C. Montpelier is Pronounced Differently in Vermont. A French married couple own stock in a marble quarry near Montpelier. The quarry was purchased using the husband’s assets, but the stock was issued to each of the spouses fifty-fifty. The value of the quarry when purchased in 1990 was $800,000. The Vermont attorney handling the corporate record book executed on the couple’s wishes to issue stock 50/50 without any advice on the tax consequences. Unless some creative argument can be made that an French-U.S. Tax Treaty protects this transfer, $300,000 of the deemed gift to the non-participatory spouse will be subject to the U.S. gift tax, and the stock in the U.S. corporation will have an inchoate tax lien and imposed upon it until the gift tax is paid. The gift tax will be approximately $95,200.
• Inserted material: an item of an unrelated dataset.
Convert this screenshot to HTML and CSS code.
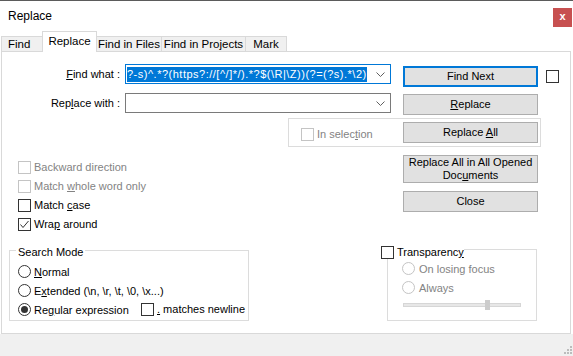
FILE: index.html
```html
<!DOCTYPE html>
<html lang="en">
<head>
    <meta charset="UTF-8">
    <title>Replace</title>
    <link rel="stylesheet" href="styles.css">
</head>
<body>
    <div class="dialog">
        <div class="titlebar">
            <span class="title">Replace</span>
            <span class="close">x</span>
        </div>

        <div class="tabs">
            <div class="tab tab-find">Find</div>
            <div class="tab tab-replace active">Replace</div>
            <div class="tab tab-files">Find in Files</div>
            <div class="tab tab-projects">Find in Projects</div>
            <div class="tab tab-mark">Mark</div>
        </div>

        <div class="panel">
            <div class="row row-find">
                <span class="field-label"><u>F</u>ind what :</span>
                <div class="combo focused">
                    <span class="combo-text"><span class="sel">?-s)^.*?(https?://[^/]*/).*?$(\R|\Z))(?=(?s).*\2)</span></span>
                    <svg class="chevron" width="9" height="5" viewBox="0 0 9 5"><polyline points="0.5,0.5 4.5,4.5 8.5,0.5" fill="none" stroke="#606060" stroke-width="1"/></svg>
                </div>
                <button class="btn default">Find Next</button>
                <span class="box side-check"></span>
            </div>

            <div class="row row-replace">
                <span class="field-label">Rep<u>l</u>ace with :</span>
                <div class="combo">
                    <span class="combo-text"></span>
                    <svg class="chevron" width="9" height="5" viewBox="0 0 9 5"><polyline points="0.5,0.5 4.5,4.5 8.5,0.5" fill="none" stroke="#606060" stroke-width="1"/></svg>
                </div>
                <button class="btn"><u>R</u>eplace</button>
            </div>

            <div class="selection-box">
                <label class="check-item disabled in-selection"><span class="box"></span><span>In selec<u>t</u>ion</span></label>
                <button class="btn">Replace <u>A</u>ll</button>
            </div>

            <div class="options">
                <div class="check-list">
                    <label class="check-item disabled"><span class="box"></span><span>Backward direction</span></label>
                    <label class="check-item disabled"><span class="box"></span><span>Match <u>w</u>hole word only</span></label>
                    <label class="check-item"><span class="box"></span><span>Match <u>c</u>ase</span></label>
                    <label class="check-item"><span class="box"><svg width="11" height="11" viewBox="0 0 11 11"><polyline points="1.5,5.5 4,8.5 9.5,2" fill="none" stroke="#333" stroke-width="1"/></svg></span><span>Wra<u>p</u> around</span></label>
                </div>
                <div class="button-list">
                    <button class="btn tall">Replace All in All Opened<br>Doc<u>u</u>ments</button>
                    <button class="btn">Close</button>
                </div>
            </div>

            <div class="groups">
                <fieldset class="group search-mode">
                    <legend>Search Mode</legend>
                    <div class="radio-item"><span class="radio"></span><span><u>N</u>ormal</span></div>
                    <div class="radio-item"><span class="radio"></span><span>E<u>x</u>tended (\n, \r, \t, \0, \x...)</span></div>
                    <div class="radio-row">
                        <div class="radio-item regex"><span class="radio on"></span><span>Re<u>g</u>ular expression</span></div>
                        <label class="check-item"><span class="box"></span><span><u>.</u> matches newline</span></label>
                    </div>
                </fieldset>

                <fieldset class="group transparency">
                    <legend><label class="check-item"><span class="box"></span><span>Transparenc<u>y</u></span></label></legend>
                    <div class="radio-item disabled"><span class="radio"></span><span>On losing focus</span></div>
                    <div class="radio-item disabled"><span class="radio"></span><span>Always</span></div>
                    <div class="slider"><span class="thumb"></span></div>
                </fieldset>
            </div>
        </div>

        <div class="statusbar">
            <svg class="grip" width="9" height="9" viewBox="0 0 9 9">
                <rect x="7" y="1" width="2" height="2" fill="#bcbcbc"/>
                <rect x="4" y="4" width="2" height="2" fill="#bcbcbc"/>
                <rect x="7" y="4" width="2" height="2" fill="#bcbcbc"/>
                <rect x="1" y="7" width="2" height="2" fill="#bcbcbc"/>
                <rect x="4" y="7" width="2" height="2" fill="#bcbcbc"/>
                <rect x="7" y="7" width="2" height="2" fill="#bcbcbc"/>
            </svg>
        </div>
    </div>
</body>
</html>
```

FILE: styles.css
```css
body {
    margin: 0;
    font-family: "Segoe UI", "Liberation Sans", Arial, sans-serif;
    font-size: 11px;
    color: #000;
    background-color: #fff;
}

u {
    text-underline-offset: 1px;
}

.dialog {
    width: 573px;
    height: 356px;
    box-sizing: border-box;
    border-top: 1px solid #5b5b5b;
    display: flex;
    flex-direction: column;
    overflow: hidden;
}

/* title bar */
.titlebar {
    height: 30px;
    display: flex;
    justify-content: space-between;
    align-items: flex-start;
    flex: none;
}

.title {
    padding-left: 8px;
    line-height: 30px;
    font-size: 12px;
}

.close {
    width: 19px;
    height: 19px;
    margin-top: 7px;
    margin-right: 1px;
    background-color: #c75050;
    color: #fff;
    font-weight: bold;
    font-size: 11px;
    line-height: 17px;
    text-align: center;
}

/* tabs */
.tabs {
    height: 20px;
    display: flex;
    align-items: flex-end;
    padding-left: 1px;
    flex: none;
    position: relative;
    z-index: 1;
}

.tab {
    height: 15px;
    box-sizing: border-box;
    border: 1px solid #d9d9d9;
    border-bottom: none;
    margin-right: -1px;
    background-color: #f0f0f0;
    line-height: 14px;
    text-align: center;
    white-space: nowrap;
    font-size: 11.5px;
}

.tab.active {
    height: 21px;
    margin-bottom: -1px;
    background-color: #fff;
    line-height: 18px;
    position: relative;
    z-index: 1;
}

.tab-find { width: 42px; text-align: left; padding-left: 6px; }
.tab-replace { width: 55px; }
.tab-files { width: 66px; }
.tab-projects { width: 85px; }
.tab-mark { width: 42px; }

/* main panel */
.panel {
    height: 283px;
    box-sizing: border-box;
    margin: 0 2px 0 1px;
    border: 1px solid #d9d9d9;
    background-color: #fff;
    flex: none;
}

.row {
    display: flex;
    align-items: flex-start;
}

.row-find {
    margin-top: 12px;
}

.row-replace {
    margin-top: 6px;
}

.field-label {
    width: 118px;
    margin-right: 5px;
    text-align: right;
    line-height: 20px;
}

.combo {
    width: 266px;
    height: 20px;
    box-sizing: border-box;
    border: 1px solid #7a7a7a;
    display: flex;
    align-items: center;
    overflow: hidden;
}

.combo.focused {
    border-color: #0078d7;
}

.combo-text {
    flex: 1;
    overflow: hidden;
    white-space: nowrap;
    padding-left: 1px;
}

.sel {
    background-color: #0078d7;
    color: #fff;
    line-height: 15px;
    letter-spacing: 0.5px;
    display: inline-block;
}

.chevron {
    flex: none;
    margin: 0 5px 0 8px;
}

.btn {
    width: 135px;
    height: 21px;
    box-sizing: border-box;
    padding: 0;
    border: 1px solid #adadad;
    background-color: #e1e1e1;
    font: inherit;
    color: #000;
    line-height: 13px;
}

.btn.default {
    border: 2px solid #0078d7;
}

.row-find .btn {
    margin-left: 12px;
    margin-top: 2px;
}

.row-replace .btn {
    margin-left: 12px;
    margin-top: 1px;
}

.side-check {
    margin-left: 8px;
    margin-top: 6px;
}

/* check boxes and radios */
.box {
    width: 13px;
    height: 13px;
    box-sizing: border-box;
    border: 1px solid #333;
    background-color: #fff;
    flex: none;
    margin-right: 3px;
    display: flex;
    align-items: center;
    justify-content: center;
}

.check-item {
    display: flex;
    align-items: center;
    height: 13px;
    line-height: 13px;
    white-space: nowrap;
}

.check-item.disabled {
    color: #838383;
}

.check-item.disabled .box {
    border-color: #c4c4c4;
}

.selection-box {
    width: 253px;
    height: 29px;
    box-sizing: border-box;
    margin: 3px 0 0 286px;
    border: 1px solid #dcdcdc;
    display: flex;
    align-items: center;
    padding-left: 12px;
}

.in-selection {
    width: 102px;
    margin-top: 3px;
}

.options {
    display: flex;
    margin-top: 8px;
}

.check-list {
    width: 385px;
    margin-left: 16px;
    padding-top: 6px;
}

.check-list .check-item {
    margin-bottom: 6px;
}

.button-list {
    display: flex;
    flex-direction: column;
    gap: 8px;
}

.btn.tall {
    height: 28px;
    line-height: 13px;
}

/* group boxes */
.groups {
    display: flex;
    align-items: flex-start;
    margin-top: 3px;
}

.group {
    margin: 0;
    padding: 0;
    height: 81px;
    box-sizing: border-box;
    border: 1px solid #dcdcdc;
}

.group legend {
    padding: 4px 2px 0;
    line-height: 16px;
}

.search-mode {
    width: 240px;
    margin-left: 7px;
    padding-left: 8px;
}

.search-mode legend {
    margin-left: -2px;
}

.radio-item {
    display: flex;
    align-items: center;
    height: 19px;
    white-space: nowrap;
}

.search-mode > .radio-item:first-of-type {
    margin-top: 2px;
}

.radio {
    width: 13px;
    height: 13px;
    box-sizing: border-box;
    border: 1px solid #333;
    border-radius: 50%;
    margin-right: 3px;
    flex: none;
    display: flex;
    align-items: center;
    justify-content: center;
}

.radio.on::after {
    content: "";
    width: 7px;
    height: 7px;
    border-radius: 50%;
    background-color: #333;
}

.radio-item.disabled {
    color: #838383;
}

.radio-item.disabled .radio {
    border-color: #c4c4c4;
}

.radio-row {
    display: flex;
    align-items: center;
}

.regex {
    width: 123px;
}

.transparency {
    width: 150px;
    margin-left: 138px;
    padding-left: 14px;
}

.transparency legend {
    margin-left: -21px;
    padding: 6px 0 0;
}

.transparency > .radio-item:first-of-type {
    margin-top: 0;
}

.transparency .radio {
    margin-right: 4px;
}

.slider {
    width: 118px;
    height: 4px;
    margin: 6px 0 0 1px;
    box-sizing: border-box;
    border: 1px solid #d6d6d6;
    background-color: #e7e7e7;
    position: relative;
}

.thumb {
    position: absolute;
    left: 81px;
    top: -4px;
    width: 5px;
    height: 10px;
    background-color: #cccccc;
}

/* bottom strip */
.statusbar {
    flex: 1;
    background-color: #f0f0f0;
    display: flex;
    justify-content: flex-end;
    align-items: flex-end;
}

.grip {
    margin: 0 1px 2px 0;
}
```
D. Bad Newport News. A gentleman farmer (a U.S. citizen) living outside Newport, Vermont, was married when he died to a long-term U.S. resident who retained her Canadian nationality without becoming a U.S. citizen. The Vermonter was “fee adverse” and asked his attorney to prepared an “I Love You” Will that passed his entire dairy farm and classic car collection to his Canadian-citizen spouse. The value of the estate is $1,250,000, and nine months after the U.S. citizen Vermonter’s decease, the marital share (the amount that exceeds the exclusion amount) was not transferred into a QDOT trust. The amount of this Vermonter’s estate that exceeds the exclusion amount ($675,000 this year) will be subject to the U.S. estate tax despite the fact that it has passed to the decedent spouse because the decedent spouse is a Canadian citizen and the excess over the exclusion amount was not transferred to a QDOT trust. The estate tax burden is about $125,000.
In summary, it behooves the Vermont lawyer to determine whether both of the individuals sitting across the table from him/her at an initial estate planning meeting are both U.S. citizens, and if not both citizens whether the individual is a tax resident of the U.S., and whether any foreign law impinges upon the planning that you propose.